> AIM OF THE EXERCISE: Repeat the full listing below verbatim and keep the images out.

> DATA:
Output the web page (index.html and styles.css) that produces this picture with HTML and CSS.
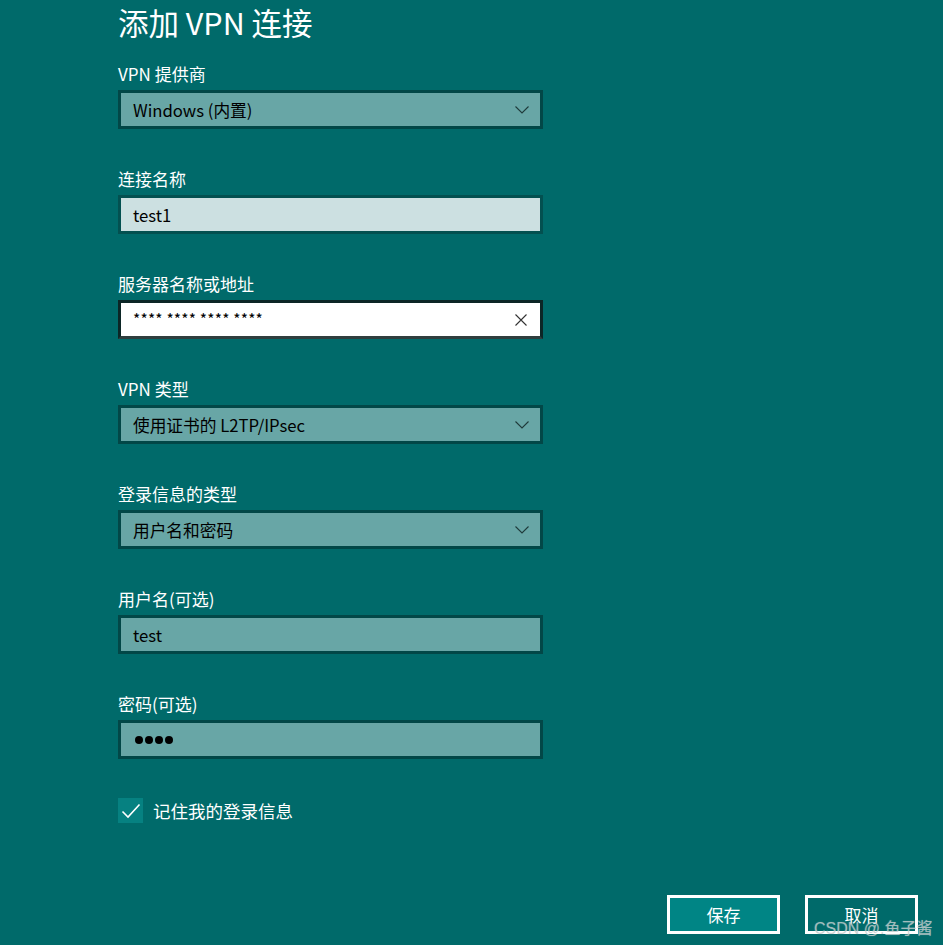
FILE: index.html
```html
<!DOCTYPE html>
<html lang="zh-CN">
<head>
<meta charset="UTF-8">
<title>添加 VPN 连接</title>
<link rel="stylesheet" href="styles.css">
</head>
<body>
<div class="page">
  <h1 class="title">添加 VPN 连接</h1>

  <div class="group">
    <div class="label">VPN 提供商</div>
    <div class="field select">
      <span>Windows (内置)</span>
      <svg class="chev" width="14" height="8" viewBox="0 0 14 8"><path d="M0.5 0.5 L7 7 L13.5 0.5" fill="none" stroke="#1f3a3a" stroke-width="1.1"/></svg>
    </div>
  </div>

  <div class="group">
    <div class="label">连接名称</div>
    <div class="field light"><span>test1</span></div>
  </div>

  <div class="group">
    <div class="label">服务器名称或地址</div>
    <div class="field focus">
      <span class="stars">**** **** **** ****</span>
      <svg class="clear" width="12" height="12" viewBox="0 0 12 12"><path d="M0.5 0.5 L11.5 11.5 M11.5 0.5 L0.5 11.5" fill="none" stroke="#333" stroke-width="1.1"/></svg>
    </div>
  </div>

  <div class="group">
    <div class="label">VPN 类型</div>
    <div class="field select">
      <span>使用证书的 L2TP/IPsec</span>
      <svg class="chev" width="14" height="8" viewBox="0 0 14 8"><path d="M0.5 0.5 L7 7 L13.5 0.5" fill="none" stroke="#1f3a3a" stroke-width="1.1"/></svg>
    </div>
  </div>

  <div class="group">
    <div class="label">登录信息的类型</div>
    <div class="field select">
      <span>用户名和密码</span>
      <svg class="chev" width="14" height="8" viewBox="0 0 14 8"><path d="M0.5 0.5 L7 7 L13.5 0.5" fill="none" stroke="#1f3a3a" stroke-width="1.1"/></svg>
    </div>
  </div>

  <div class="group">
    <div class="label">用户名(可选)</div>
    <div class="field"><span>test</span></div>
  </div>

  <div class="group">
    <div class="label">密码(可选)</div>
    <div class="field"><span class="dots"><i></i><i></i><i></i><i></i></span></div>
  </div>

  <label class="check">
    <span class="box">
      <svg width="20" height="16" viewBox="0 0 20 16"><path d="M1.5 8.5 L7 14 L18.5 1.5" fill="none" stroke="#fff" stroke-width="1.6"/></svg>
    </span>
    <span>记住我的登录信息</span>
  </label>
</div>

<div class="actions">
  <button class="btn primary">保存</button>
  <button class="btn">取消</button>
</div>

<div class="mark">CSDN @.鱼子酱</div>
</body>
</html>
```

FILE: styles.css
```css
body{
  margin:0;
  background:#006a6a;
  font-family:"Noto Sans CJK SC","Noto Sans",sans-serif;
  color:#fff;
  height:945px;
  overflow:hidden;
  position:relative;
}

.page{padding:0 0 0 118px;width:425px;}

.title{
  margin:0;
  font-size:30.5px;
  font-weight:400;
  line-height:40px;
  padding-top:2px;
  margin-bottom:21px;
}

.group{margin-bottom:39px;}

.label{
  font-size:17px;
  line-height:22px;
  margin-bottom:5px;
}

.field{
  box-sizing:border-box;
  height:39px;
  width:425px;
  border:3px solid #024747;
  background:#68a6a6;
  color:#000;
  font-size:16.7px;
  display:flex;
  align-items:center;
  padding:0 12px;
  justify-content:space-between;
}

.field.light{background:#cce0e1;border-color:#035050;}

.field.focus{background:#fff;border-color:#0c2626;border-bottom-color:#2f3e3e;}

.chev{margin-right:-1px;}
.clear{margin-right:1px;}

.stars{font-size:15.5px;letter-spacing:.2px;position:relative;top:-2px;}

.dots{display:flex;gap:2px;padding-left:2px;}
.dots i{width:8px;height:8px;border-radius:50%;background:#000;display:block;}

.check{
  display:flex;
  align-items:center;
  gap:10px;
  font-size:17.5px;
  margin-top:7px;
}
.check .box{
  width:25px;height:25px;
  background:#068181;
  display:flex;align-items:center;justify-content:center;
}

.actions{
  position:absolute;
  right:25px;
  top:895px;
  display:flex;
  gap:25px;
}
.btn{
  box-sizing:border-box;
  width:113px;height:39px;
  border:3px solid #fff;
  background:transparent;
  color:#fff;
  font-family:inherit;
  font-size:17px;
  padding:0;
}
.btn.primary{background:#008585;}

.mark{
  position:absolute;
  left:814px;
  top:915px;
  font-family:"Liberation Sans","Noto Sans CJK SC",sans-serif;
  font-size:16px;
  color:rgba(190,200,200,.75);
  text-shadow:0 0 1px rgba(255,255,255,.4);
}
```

> OUTPUT OF THE TASK:
Output the web page (index.html and styles.css) that produces this picture with HTML and CSS.
FILE: index.html
```html
<!DOCTYPE html>
<html lang="zh-CN">
<head>
<meta charset="UTF-8">
<title>添加 VPN 连接</title>
<link rel="stylesheet" href="styles.css">
</head>
<body>
<div class="page">
  <h1 class="title">添加 VPN 连接</h1>

  <div class="group">
    <div class="label">VPN 提供商</div>
    <div class="field select">
      <span>Windows (内置)</span>
      <svg class="chev" width="14" height="8" viewBox="0 0 14 8"><path d="M0.5 0.5 L7 7 L13.5 0.5" fill="none" stroke="#1f3a3a" stroke-width="1.1"/></svg>
    </div>
  </div>

  <div class="group">
    <div class="label">连接名称</div>
    <div class="field light"><span>test1</span></div>
  </div>

  <div class="group">
    <div class="label">服务器名称或地址</div>
    <div class="field focus">
      <span class="stars">**** **** **** ****</span>
      <svg class="clear" width="12" height="12" viewBox="0 0 12 12"><path d="M0.5 0.5 L11.5 11.5 M11.5 0.5 L0.5 11.5" fill="none" stroke="#333" stroke-width="1.1"/></svg>
    </div>
  </div>

  <div class="group">
    <div class="label">VPN 类型</div>
    <div class="field select">
      <span>使用证书的 L2TP/IPsec</span>
      <svg class="chev" width="14" height="8" viewBox="0 0 14 8"><path d="M0.5 0.5 L7 7 L13.5 0.5" fill="none" stroke="#1f3a3a" stroke-width="1.1"/></svg>
    </div>
  </div>

  <div class="group">
    <div class="label">登录信息的类型</div>
    <div class="field select">
      <span>用户名和密码</span>
      <svg class="chev" width="14" height="8" viewBox="0 0 14 8"><path d="M0.5 0.5 L7 7 L13.5 0.5" fill="none" stroke="#1f3a3a" stroke-width="1.1"/></svg>
    </div>
  </div>

  <div class="group">
    <div class="label">用户名(可选)</div>
    <div class="field"><span>test</span></div>
  </div>

  <div class="group">
    <div class="label">密码(可选)</div>
    <div class="field"><span class="dots"><i></i><i></i><i></i><i></i></span></div>
  </div>

  <label class="check">
    <span class="box">
      <svg width="20" height="16" viewBox="0 0 20 16"><path d="M1.5 8.5 L7 14 L18.5 1.5" fill="none" stroke="#fff" stroke-width="1.6"/></svg>
    </span>
    <span>记住我的登录信息</span>
  </label>
</div>

<div class="actions">
  <button class="btn primary">保存</button>
  <button class="btn">取消</button>
</div>

<div class="mark">CSDN @.鱼子酱</div>
</body>
</html>
```

FILE: styles.css
```css
body{
  margin:0;
  background:#006a6a;
  font-family:"Noto Sans CJK SC","Noto Sans",sans-serif;
  color:#fff;
  height:945px;
  overflow:hidden;
  position:relative;
}

.page{padding:0 0 0 118px;width:425px;}

.title{
  margin:0;
  font-size:30.5px;
  font-weight:400;
  line-height:40px;
  padding-top:2px;
  margin-bottom:21px;
}

.group{margin-bottom:39px;}

.label{
  font-size:17px;
  line-height:22px;
  margin-bottom:5px;
}

.field{
  box-sizing:border-box;
  height:39px;
  width:425px;
  border:3px solid #024747;
  background:#68a6a6;
  color:#000;
  font-size:16.7px;
  display:flex;
  align-items:center;
  padding:0 12px;
  justify-content:space-between;
}

.field.light{background:#cce0e1;border-color:#035050;}

.field.focus{background:#fff;border-color:#0c2626;border-bottom-color:#2f3e3e;}

.chev{margin-right:-1px;}
.clear{margin-right:1px;}

.stars{font-size:15.5px;letter-spacing:.2px;position:relative;top:-2px;}

.dots{display:flex;gap:2px;padding-left:2px;}
.dots i{width:8px;height:8px;border-radius:50%;background:#000;display:block;}

.check{
  display:flex;
  align-items:center;
  gap:10px;
  font-size:17.5px;
  margin-top:7px;
}
.check .box{
  width:25px;height:25px;
  background:#068181;
  display:flex;align-items:center;justify-content:center;
}

.actions{
  position:absolute;
  right:25px;
  top:895px;
  display:flex;
  gap:25px;
}
.btn{
  box-sizing:border-box;
  width:113px;height:39px;
  border:3px solid #fff;
  background:transparent;
  color:#fff;
  font-family:inherit;
  font-size:17px;
  padding:0;
}
.btn.primary{background:#008585;}

.mark{
  position:absolute;
  left:814px;
  top:915px;
  font-family:"Liberation Sans","Noto Sans CJK SC",sans-serif;
  font-size:16px;
  color:rgba(190,200,200,.75);
  text-shadow:0 0 1px rgba(255,255,255,.4);
}
```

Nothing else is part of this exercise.